Source: DARPA
In an era of declining budgets and adversaries’ evolving capabilities, quick, affordable and routine access to space is increasingly critical for both national and economic security. Current satellite launch systems, however, require scheduling years in advance for an extremely limited inventory of available slots. Moreover, launches often cost hundreds of millions of dollars each, due in large part to the massive amounts of dedicated infrastructure and large number of personnel required. DARPA created its Experimental Spaceplane (XS-1) program to help overcome these challenges and create a new paradigm for more routine, responsive and affordable space operations, reducing the time to get capabilities to space.
In an important step toward these goals, DARPA has announced Phase 2 of the XS-1 program, which seeks to design and fabricate an experimental unmanned spaceplane using state-of-the-art technologies and streamlined processes, and fly the vehicle ten times in ten days. The reusable XS-1 would demonstrate the potential for low-cost and “aircraft-like” high-ops-tempo space flight, enabling a host of critical national security options while helping to launch a new and potentially fruitful commercial sector. A Special Notice was posted today on FedBizOpps announcing the XS-1 Phase 2 Proposers Day, to be held on Friday, April, 29, 2016, in Arlington, Virginia.
“During Phase 1 of the XS-1 program, the space industry has evolved rapidly and we intend to take advantage of multiple impressive technological and commercial advances,” said Jess Sponable, DARPA program manager. “We intend to leverage those advances along with our Phase 1 progress to break the cycle of escalating DoD space system launch costs, catalyze lower-cost satellite architectures, and prove that routine and responsive access to space can be achieved at costs an order of magnitude lower than with today’s systems.”

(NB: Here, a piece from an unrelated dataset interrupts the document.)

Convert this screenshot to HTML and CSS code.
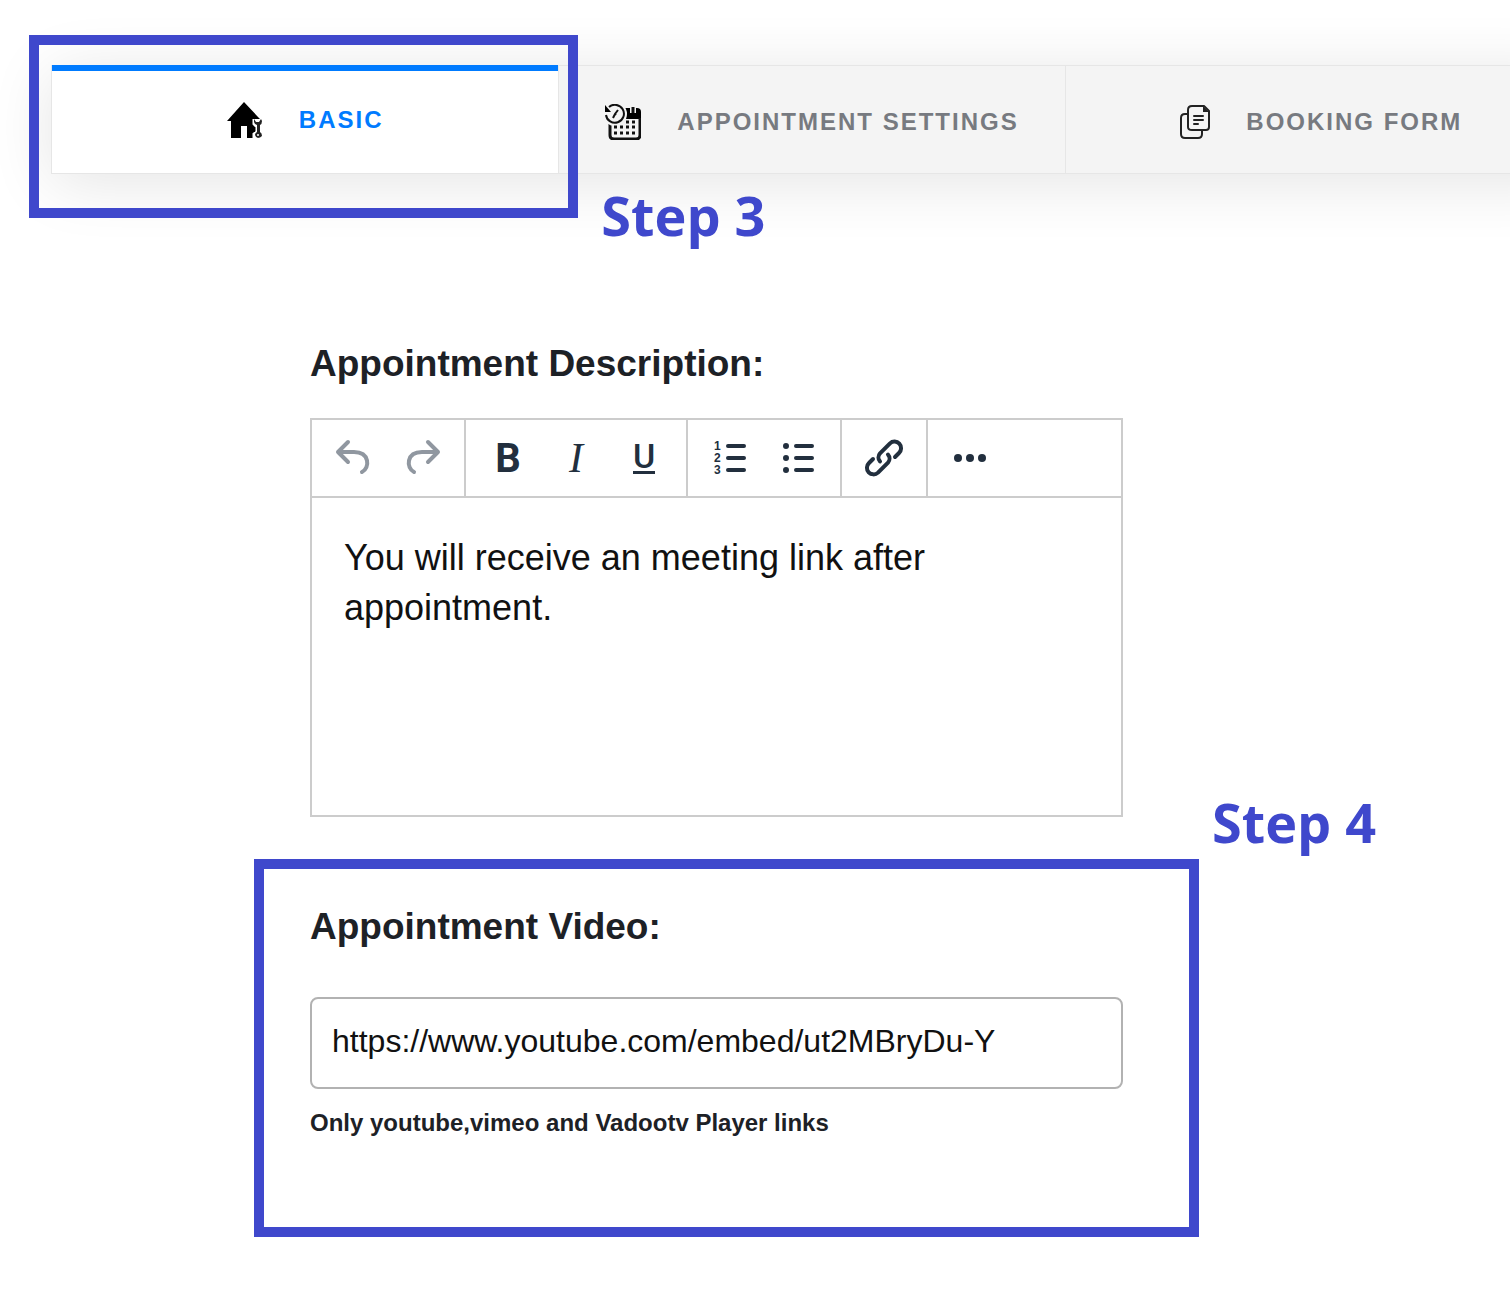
FILE: index.html
```html
<!DOCTYPE html>
<html lang="en">

<head>
  <meta charset="UTF-8" />
  <meta name="viewport" content="width=device-width, initial-scale=1.0" />
  <title>Appointment - Basic</title>
  <link rel="stylesheet" href="styles.css">
</head>

<body>
  <nav class="tabs">
    <div class="tab_item">
      <a href="#basic" class="tab active">
        <svg class="tab_icon" viewBox="0 0 36 36">
          <path d="M17 0 0 19h4v17h10V24h6v12h7l3-7V17h3L31 15z" />
          <path d="M27 17v5l3 3v5l-3 2v4h8v-4l-2-2v-5l3-3v-5" fill="#fff" stroke="#fff" stroke-width="3" />
          <path d="M27 17v3q1 3 3 3v7q-2 1-2 3 1 3 3 3t4-2q0-3-2-4v-7q2-1 2-4l-1-2-2 3h-3z" fill="#222" />
          <circle cx="31" cy="33" r="1" fill="#fff" />
        </svg>
        <span>BASIC</span>
      </a>
      <div class="highlight">
        <strong class="step">Step 3</strong>
      </div>
    </div>

    <div class="tab_item">
      <a href="#settings" class="tab">
        <svg class="tab_icon" viewBox="0 0 36 36">
          <path d="M20 4h12q4 0 4 4v7H20z" />
          <path d="M5 20v11q0 4 4 4h22q4 0 4-4V14" fill="none" stroke="#111" stroke-width="3" />
          <circle cx="10" cy="10" r="12" fill="#f4f4f4" />
          <path d="M4 3a9 9 0 1 1-3 8" fill="none" stroke="#111" stroke-width="2" />
          <path d="M0 1v7h6z" />
          <path d="m8 14 2-4 3-4M10 10l1 1" fill="none" stroke="#111" stroke-width="2" />
          <path d="M28 1v8" fill="none" stroke="#f4f4f4" stroke-width="6" />
          <path d="M28 3v6" fill="none" stroke="#111" stroke-width="3" />
          <path d="M21 18h9" fill="none" stroke="#111" stroke-width="3" stroke-dasharray="3 3" />
          <path d="M9 23h21M9 29h21" fill="none" stroke="#111" stroke-width="3" stroke-dasharray="3 3" />
        </svg>
        <span>APPOINTMENT SETTINGS</span>
      </a>
    </div>

    <div class="tab_item">
      <a href="#booking" class="tab">
        <svg class="tab_icon" viewBox="-5 0 36 36">
          <g fill="none" stroke="#222" stroke-width="2" stroke-linejoin="round" stroke-linecap="round">
            <path d="M8 10H6q-4 0-4 4v16q0 4 4 4h13q4 0 4-4v-3" />
            <path d="M13 2h12l5 5v16q0 3-3 3H13q-4 0-4-3V6q0-4 4-4z" />
            <path d="M15 12h9M15 16h9M15 20h4" />
          </g>
          <path d="M24 2v6h6z" fill="#222" />
        </svg>
        <span>BOOKING FORM</span>
      </a>
    </div>
  </nav>

  <form class="form">
    <section class="field">
      <label class="field_title" for="description">Appointment Description:</label>

      <div class="editor">
        <div class="toolbar">
          <div class="tool_group">
            <button type="button" class="tool disabled" aria-label="Undo">
              <svg viewBox="0 0 24 24"><path d="M9 4 4 9l5 5M4 9h8c8 0 8 8 4 10" /></svg>
            </button>
            <button type="button" class="tool disabled" aria-label="Redo">
              <svg viewBox="0 0 24 24"><path d="m15 4 5 5-5 5M20 9h-8c-8 0-8 8-4 10" /></svg>
            </button>
          </div>
          <div class="tool_group">
            <button type="button" class="tool bold" aria-label="Bold">B</button>
            <button type="button" class="tool italic" aria-label="Italic">I</button>
            <button type="button" class="tool underline" aria-label="Underline"><span>U</span></button>
          </div>
          <div class="tool_group">
            <button type="button" class="tool" aria-label="Numbered list">
              <svg viewBox="0 0 24 24">
                <path d="M11 6h8M11 12h8M11 18h8" />
                <text x="4" y="8">1</text>
                <text x="4" y="14">2</text>
                <text x="4" y="20">3</text>
              </svg>
            </button>
            <button type="button" class="tool" aria-label="Bullet list">
              <svg viewBox="0 0 24 24">
                <path d="M11 6h8M11 12h8M11 18h8" />
                <path d="M6 6h0M6 12h0M6 18h0" class="bullets" />
              </svg>
            </button>
          </div>
          <div class="tool_group">
            <button type="button" class="tool" aria-label="Link">
              <svg viewBox="0 0 24 24">
                <path d="m6.500 12.500-2 2a2.900 2.900 0 0 0 4.500 4.800l5-5a3 3 0 0 0 0-4M17.500 11.500l2-2a2.900 2.900 0 0 0-4.500-4.800l-5 5a3 3 0 0 0 0 4" />
              </svg>
            </button>
          </div>
          <div class="tool_group">
            <button type="button" class="tool" aria-label="More">
              <svg viewBox="0 0 24 24" class="dots">
                <circle cx="6" cy="12" r="2" />
                <circle cx="12" cy="12" r="2" />
                <circle cx="18" cy="12" r="2" />
              </svg>
            </button>
          </div>
        </div>
        <textarea class="editor_text" id="description" spellcheck="false">You will receive an meeting link after appointment.</textarea>
      </div>
    </section>

    <section class="field video">
      <strong class="step">Step 4</strong>
      <label class="field_title" for="video">Appointment Video:</label>
      <input type="text" class="textField" id="video" value="https://www.youtube.com/embed/ut2MBryDu-Y" spellcheck="false" />
      <p class="hint">Only youtube,vimeo and Vadootv Player links</p>
    </section>
  </form>
</body>

</html>
```

FILE: styles.css
```css
* {
  box-sizing: border-box;
}

body {
  margin: 0;
  overflow-x: hidden;
  font-family: "Liberation Sans", Arial, sans-serif;
  color: #1d2126;
  background: #fff;
}

/* Tabs, the last one runs off the right edge */
.tabs {
  display: grid;
  grid-template-columns: repeat(3, 1fr);
  margin: 65px -62px 0 51px;
  border: 1px solid #e6e6e6;
  border-top: 0;
  box-shadow: 0 8px 64px rgba(0, 0, 0, 0.11);
}

.tab_item {
  position: relative;
}

.tab_item + .tab_item {
  border-left: 1px solid #e6e6e6;
}

.tab {
  display: flex;
  align-items: center;
  justify-content: center;
  gap: 36px;
  height: 108px;
  padding-top: 4px;
  border-top: 1px solid #e6e6e6;
  background: #f4f4f4;
  color: #777a80;
  font-size: 24px;
  font-weight: bold;
  letter-spacing: 2px;
  text-decoration: none;
}

.tab.active {
  background: #fff;
  color: #007bff;
  border-top: 6px solid #007bff;
  padding: 0 0 4px;
}

.tab_icon {
  width: 36px;
  height: 36px;
}

/* Step markers */
.highlight {
  position: absolute;
  z-index: 1;
  inset: -30px -20px -45px -23px;
  border: 10px solid #3f48cc;
  pointer-events: none;
}

.step {
  position: absolute;
  color: #3f48cc;
  font-family: "Open Sans", sans-serif;
  font-size: 54px;
  line-height: 64px;
  white-space: nowrap;
}

.highlight .step {
  top: 138px;
  left: calc(100% + 33px);
}

.video .step {
  top: -79px;
  left: calc(100% + 23px);
}

/* Form */
.form {
  max-width: 945px;
  margin: 168px 56px 61px 254px;
}

.field {
  padding: 0 76px 0 56px;
}

.field_title {
  display: block;
  margin-bottom: 32px;
  font-size: 37px;
  line-height: 44px;
  font-weight: bold;
}

.editor {
  border: 2px solid #ccc;
}

.toolbar {
  display: flex;
  border-bottom: 2px solid #ccc;
}

.tool_group {
  display: flex;
  padding: 0 8px;
  border-right: 2px solid #ccc;
}

.tool_group:last-child {
  border-right: 0;
}

.tool {
  display: flex;
  align-items: center;
  justify-content: center;
  width: 68px;
  height: 76px;
  padding: 0;
  border: 0;
  background: transparent;
  color: #222f3e;
}

.tool svg {
  width: 48px;
  height: 48px;
  fill: none;
  stroke: currentColor;
  stroke-width: 2;
  stroke-linecap: round;
  stroke-linejoin: round;
}

.tool svg text {
  font: bold 6px "Liberation Sans", Arial, sans-serif;
  fill: currentColor;
  stroke: none;
}

.tool .bullets {
  stroke-width: 3;
}

.tool .dots {
  fill: currentColor;
  stroke: none;
}

.tool.disabled {
  color: #9097a0;
}

.bold {
  font: bold 40px Roboto, sans-serif;
}

.italic {
  font: italic 42px "Liberation Serif", serif;
}

.underline {
  font: 500 34px Roboto, sans-serif;
}

.underline span {
  line-height: 29px;
  border-bottom: 3px solid currentColor;
}

.editor_text {
  display: block;
  width: 100%;
  height: 317px;
  padding: 35px 32px;
  border: 0;
  outline: 0;
  resize: none;
  background: transparent;
  color: #111;
  font: 36px/50px "Liberation Sans", Arial, sans-serif;
}

.video {
  position: relative;
  margin-top: 42px;
  padding: 36px 66px 89px 46px;
  border: 10px solid #3f48cc;
}

.video .field_title {
  margin-bottom: 48px;
}

.textField {
  display: block;
  width: 100%;
  height: 92px;
  padding: 0 20px 4px;
  border: 2px solid #b2b2b2;
  border-radius: 8px;
  outline: 0;
  color: #111;
  font: 32px "Liberation Sans", Arial, sans-serif;
}

.hint {
  margin: 19px 0 0;
  font-size: 24px;
  line-height: 30px;
  font-weight: bold;
}
```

XS-1 envisions that a fully reusable unmanned booster vehicle would fly to high speeds at a suborbital altitude. At that point, one or more expendable upper stages would separate, boost and deploy a satellite into low Earth orbit (LEO). The reusable first stage would then return to earth, land and be prepared for the next flight. Although relatively small by conventional aircraft standards, the XS-1 flight booster size—akin to a business jet—would be sufficient to validate credible scaling to larger reusable launch systems. Moreover, demonstration of on-demand and routine access to space, akin to aircraft, is important for next-generation DoD needs.
XS-1 has four primary technical goals:
- Fly 10 times in a 10-day period (not including weather, range and emergency delays) to demonstrate aircraft-like access to space and eliminate concerns about the cost-effectiveness and reliability of reusable launch.
- Achieve flight velocity sufficiently high to enable use of a small (and therefore low-cost) expendable upper stage.
- Launch a 900- to 1,500-pound representative payload to demonstrate an immediate responsive launch capability able to support both DoD and commercial missions. The same XS-1 vehicle could eventually also launch future 3,000+- pound payloads by using a larger expendable upper stage.
- Reduce the cost of access to space for 3,000+-pound payloads, with a goal of approximately $5 million per flight for the operational system, which would include a reusable booster and expendable upper stage(s).
Successful design would require integrating state-of-the-art technologies, processes and system approaches to deliver routine aircraft-like operability, reliability and cost efficiency. In particular, incorporation of autonomous technology and operations promises to significantly decrease the logistical footprint and enable rapid turnaround between flights. Structures made of advanced materials, cryogenic tanks, durable thermal protection, and modular subsystems would make possible a vehicle able to launch, fly to high speeds and then land in a condition amenable to rapid turnaround and launch with the next payload. Reusable, reliable propulsion would also be essential for a low-cost and recurring flight capability.
In Phase 1 of XS-1, DARPA sought to evaluate the technical feasibility and methods for achieving the program’s goals. To achieve that, it awarded prime contracts to three companies, each working in concert with a commercial launch provider: The Boeing Company (working with Blue Origin, LLC); Masten Space Systems (working with XCOR Aerospace); and Northrop Grumman Corporation (working with Virgin Galactic). Phases 2 and 3 will be competed as a full and open Program Solicitation mandating an Other Transaction Authority (OTA) agreement with the expectation of a single resulting award. Cost share is expected.
Specifically, the program is structured to directly transition any successful technology to the industrial and commercial launch sectors, with the goal of enabling new launch markets and sale of launch services back to the government at dramatically lower costs and more rapid time frames than are possible today. By ensuring the technologies and launch systems would be available through the commercial sector, government leaders would have the opportunity to begin relying on XS-1 and derived systems. Militarily-relevant applications of the technology may also spur adoption and help enable future capabilities such as disaggregated spacecraft architectures and next-generation, reusable space-access aircraft.